## START

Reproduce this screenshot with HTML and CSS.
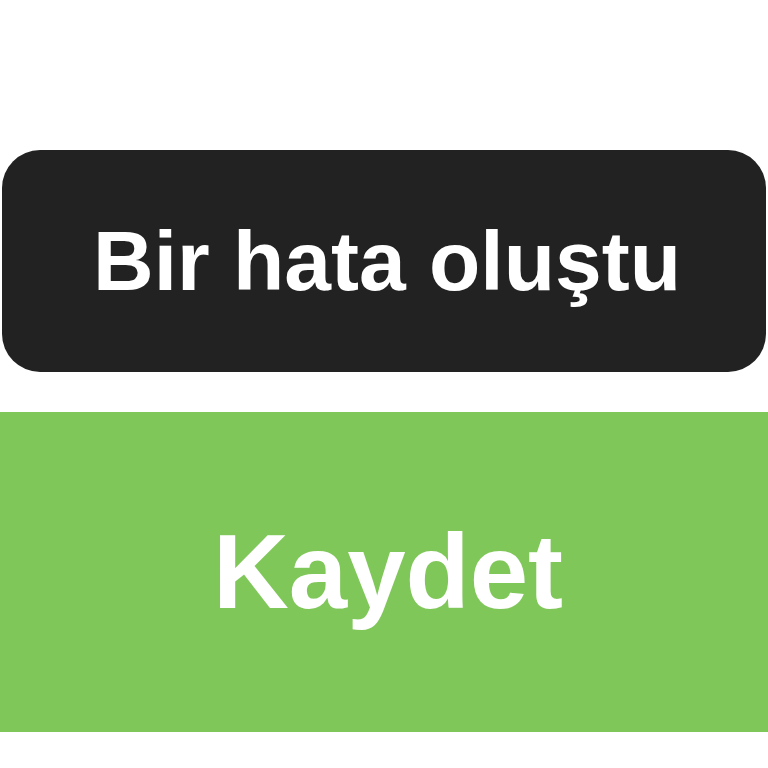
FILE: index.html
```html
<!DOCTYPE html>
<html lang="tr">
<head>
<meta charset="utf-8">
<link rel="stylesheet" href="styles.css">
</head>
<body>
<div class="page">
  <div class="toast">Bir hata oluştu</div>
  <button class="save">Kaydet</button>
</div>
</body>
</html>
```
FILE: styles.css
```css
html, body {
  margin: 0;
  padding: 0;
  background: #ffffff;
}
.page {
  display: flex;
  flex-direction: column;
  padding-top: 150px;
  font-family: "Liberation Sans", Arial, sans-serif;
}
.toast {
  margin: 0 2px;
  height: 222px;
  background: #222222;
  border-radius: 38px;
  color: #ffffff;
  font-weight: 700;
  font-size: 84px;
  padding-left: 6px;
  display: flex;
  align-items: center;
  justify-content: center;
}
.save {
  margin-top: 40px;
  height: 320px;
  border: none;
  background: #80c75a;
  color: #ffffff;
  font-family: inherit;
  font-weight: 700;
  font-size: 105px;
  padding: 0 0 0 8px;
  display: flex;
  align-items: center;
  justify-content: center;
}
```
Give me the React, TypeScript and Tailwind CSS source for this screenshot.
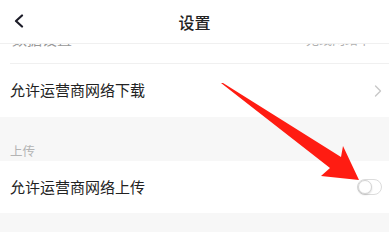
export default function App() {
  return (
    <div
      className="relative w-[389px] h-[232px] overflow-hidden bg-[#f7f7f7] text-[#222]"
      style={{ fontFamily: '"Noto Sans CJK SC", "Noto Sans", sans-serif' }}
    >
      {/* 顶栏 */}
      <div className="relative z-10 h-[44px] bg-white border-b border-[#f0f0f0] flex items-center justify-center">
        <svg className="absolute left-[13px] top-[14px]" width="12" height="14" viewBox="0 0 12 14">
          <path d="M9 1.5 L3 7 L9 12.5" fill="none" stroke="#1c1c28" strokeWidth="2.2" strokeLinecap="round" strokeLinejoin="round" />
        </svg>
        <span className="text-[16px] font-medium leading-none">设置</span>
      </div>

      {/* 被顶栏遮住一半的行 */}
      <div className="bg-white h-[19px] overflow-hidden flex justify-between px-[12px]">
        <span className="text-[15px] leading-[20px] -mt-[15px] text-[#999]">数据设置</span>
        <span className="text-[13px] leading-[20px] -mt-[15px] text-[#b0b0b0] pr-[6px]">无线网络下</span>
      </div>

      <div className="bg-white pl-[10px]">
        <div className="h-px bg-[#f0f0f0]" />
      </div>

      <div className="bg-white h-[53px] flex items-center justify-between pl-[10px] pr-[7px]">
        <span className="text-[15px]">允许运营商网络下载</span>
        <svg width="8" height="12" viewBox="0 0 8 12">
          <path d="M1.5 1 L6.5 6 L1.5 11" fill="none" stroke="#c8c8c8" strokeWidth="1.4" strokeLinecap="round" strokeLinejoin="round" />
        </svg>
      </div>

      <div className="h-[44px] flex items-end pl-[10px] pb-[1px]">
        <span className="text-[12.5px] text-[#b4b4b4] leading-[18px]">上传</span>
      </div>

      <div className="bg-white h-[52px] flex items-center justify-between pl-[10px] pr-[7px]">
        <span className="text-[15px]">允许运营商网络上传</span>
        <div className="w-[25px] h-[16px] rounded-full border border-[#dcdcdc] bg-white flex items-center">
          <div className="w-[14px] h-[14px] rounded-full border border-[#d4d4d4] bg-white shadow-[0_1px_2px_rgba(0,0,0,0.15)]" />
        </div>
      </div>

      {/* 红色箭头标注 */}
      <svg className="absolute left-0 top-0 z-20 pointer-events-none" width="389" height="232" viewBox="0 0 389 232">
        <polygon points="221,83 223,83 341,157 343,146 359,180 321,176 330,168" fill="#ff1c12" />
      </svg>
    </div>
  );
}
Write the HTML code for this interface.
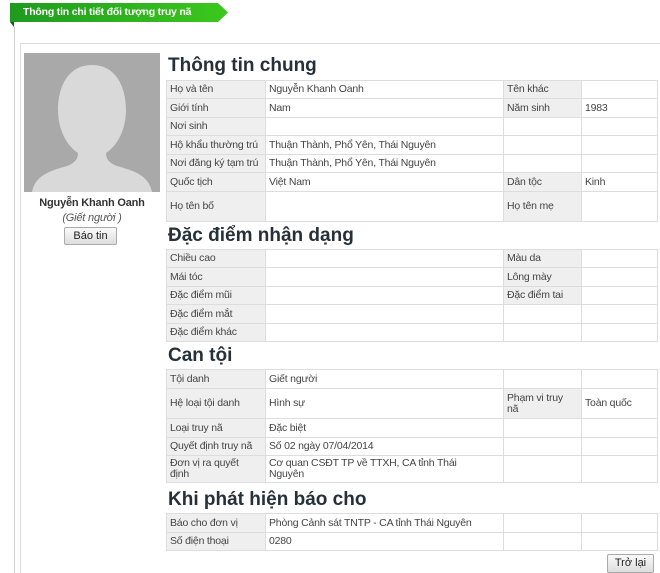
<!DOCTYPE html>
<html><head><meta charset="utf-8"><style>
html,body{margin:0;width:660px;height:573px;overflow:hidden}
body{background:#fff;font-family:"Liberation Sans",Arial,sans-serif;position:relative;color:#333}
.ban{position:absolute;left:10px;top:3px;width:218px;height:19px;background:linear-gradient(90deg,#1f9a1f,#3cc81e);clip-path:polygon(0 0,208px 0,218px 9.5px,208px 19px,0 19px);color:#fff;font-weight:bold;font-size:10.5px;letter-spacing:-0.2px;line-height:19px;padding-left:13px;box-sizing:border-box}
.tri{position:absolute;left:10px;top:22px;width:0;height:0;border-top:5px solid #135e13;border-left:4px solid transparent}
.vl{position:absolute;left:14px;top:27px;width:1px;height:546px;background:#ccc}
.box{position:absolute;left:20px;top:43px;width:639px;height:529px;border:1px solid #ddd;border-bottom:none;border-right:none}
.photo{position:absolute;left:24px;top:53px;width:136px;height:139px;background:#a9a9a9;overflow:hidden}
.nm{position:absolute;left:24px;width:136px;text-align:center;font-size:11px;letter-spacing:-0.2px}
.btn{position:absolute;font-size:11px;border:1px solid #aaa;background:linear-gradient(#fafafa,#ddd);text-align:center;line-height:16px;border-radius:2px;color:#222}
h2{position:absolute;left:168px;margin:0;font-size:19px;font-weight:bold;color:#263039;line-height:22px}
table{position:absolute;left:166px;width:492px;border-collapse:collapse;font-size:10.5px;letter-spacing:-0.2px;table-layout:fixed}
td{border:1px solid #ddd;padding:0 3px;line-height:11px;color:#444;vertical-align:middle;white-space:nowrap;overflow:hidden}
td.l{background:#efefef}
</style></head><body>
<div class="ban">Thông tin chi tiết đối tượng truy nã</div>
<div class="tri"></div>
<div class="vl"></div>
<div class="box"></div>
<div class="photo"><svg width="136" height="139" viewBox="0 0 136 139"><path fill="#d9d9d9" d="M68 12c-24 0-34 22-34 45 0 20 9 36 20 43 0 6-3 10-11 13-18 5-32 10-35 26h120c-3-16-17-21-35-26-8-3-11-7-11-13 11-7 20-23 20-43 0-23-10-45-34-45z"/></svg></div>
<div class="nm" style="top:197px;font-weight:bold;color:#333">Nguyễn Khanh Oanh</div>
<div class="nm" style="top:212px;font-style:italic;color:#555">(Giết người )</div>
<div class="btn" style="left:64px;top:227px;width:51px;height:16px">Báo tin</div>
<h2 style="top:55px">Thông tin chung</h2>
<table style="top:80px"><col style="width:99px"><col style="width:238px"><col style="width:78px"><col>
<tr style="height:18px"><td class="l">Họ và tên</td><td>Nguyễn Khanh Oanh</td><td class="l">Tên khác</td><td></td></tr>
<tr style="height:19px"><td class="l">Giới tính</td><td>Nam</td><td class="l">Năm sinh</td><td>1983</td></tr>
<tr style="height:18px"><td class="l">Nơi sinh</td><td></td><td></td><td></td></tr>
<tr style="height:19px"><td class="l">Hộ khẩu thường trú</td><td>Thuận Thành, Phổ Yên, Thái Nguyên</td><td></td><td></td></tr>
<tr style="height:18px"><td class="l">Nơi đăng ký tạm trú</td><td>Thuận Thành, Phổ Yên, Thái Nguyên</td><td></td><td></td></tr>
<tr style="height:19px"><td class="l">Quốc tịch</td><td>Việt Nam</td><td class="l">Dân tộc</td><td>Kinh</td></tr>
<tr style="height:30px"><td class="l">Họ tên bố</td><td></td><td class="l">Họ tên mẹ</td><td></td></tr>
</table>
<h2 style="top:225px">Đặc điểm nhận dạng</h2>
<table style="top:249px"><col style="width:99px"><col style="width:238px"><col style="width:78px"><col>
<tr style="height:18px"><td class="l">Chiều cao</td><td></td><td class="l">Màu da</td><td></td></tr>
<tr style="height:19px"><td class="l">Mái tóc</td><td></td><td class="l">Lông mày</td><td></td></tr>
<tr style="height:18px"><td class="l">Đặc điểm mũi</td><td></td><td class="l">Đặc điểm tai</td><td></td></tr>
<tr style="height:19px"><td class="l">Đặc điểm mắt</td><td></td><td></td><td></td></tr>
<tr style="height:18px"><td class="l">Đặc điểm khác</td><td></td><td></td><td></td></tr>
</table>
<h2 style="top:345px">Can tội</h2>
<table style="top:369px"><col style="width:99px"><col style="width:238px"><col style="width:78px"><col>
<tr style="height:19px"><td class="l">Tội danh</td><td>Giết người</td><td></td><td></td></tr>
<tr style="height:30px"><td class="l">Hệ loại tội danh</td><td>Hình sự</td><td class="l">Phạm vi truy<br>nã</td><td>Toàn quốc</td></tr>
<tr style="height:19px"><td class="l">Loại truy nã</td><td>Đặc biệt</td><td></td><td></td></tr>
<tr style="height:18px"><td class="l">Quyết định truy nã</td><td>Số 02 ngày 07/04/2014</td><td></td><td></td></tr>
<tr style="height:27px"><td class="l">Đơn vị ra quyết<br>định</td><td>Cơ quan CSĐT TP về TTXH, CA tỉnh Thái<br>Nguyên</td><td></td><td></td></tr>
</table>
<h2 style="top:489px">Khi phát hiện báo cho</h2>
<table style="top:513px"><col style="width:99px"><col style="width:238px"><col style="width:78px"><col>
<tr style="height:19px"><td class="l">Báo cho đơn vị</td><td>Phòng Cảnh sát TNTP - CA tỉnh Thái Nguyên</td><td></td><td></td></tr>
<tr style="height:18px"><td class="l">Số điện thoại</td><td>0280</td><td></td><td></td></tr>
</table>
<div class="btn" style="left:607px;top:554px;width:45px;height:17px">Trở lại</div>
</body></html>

## END

**To do:** Reproduce each line holding the word "screenshot".

**Result for this exercise:**
Reproduce this screenshot with HTML and CSS.
Give me the React, TypeScript and Tailwind CSS source for this screenshot.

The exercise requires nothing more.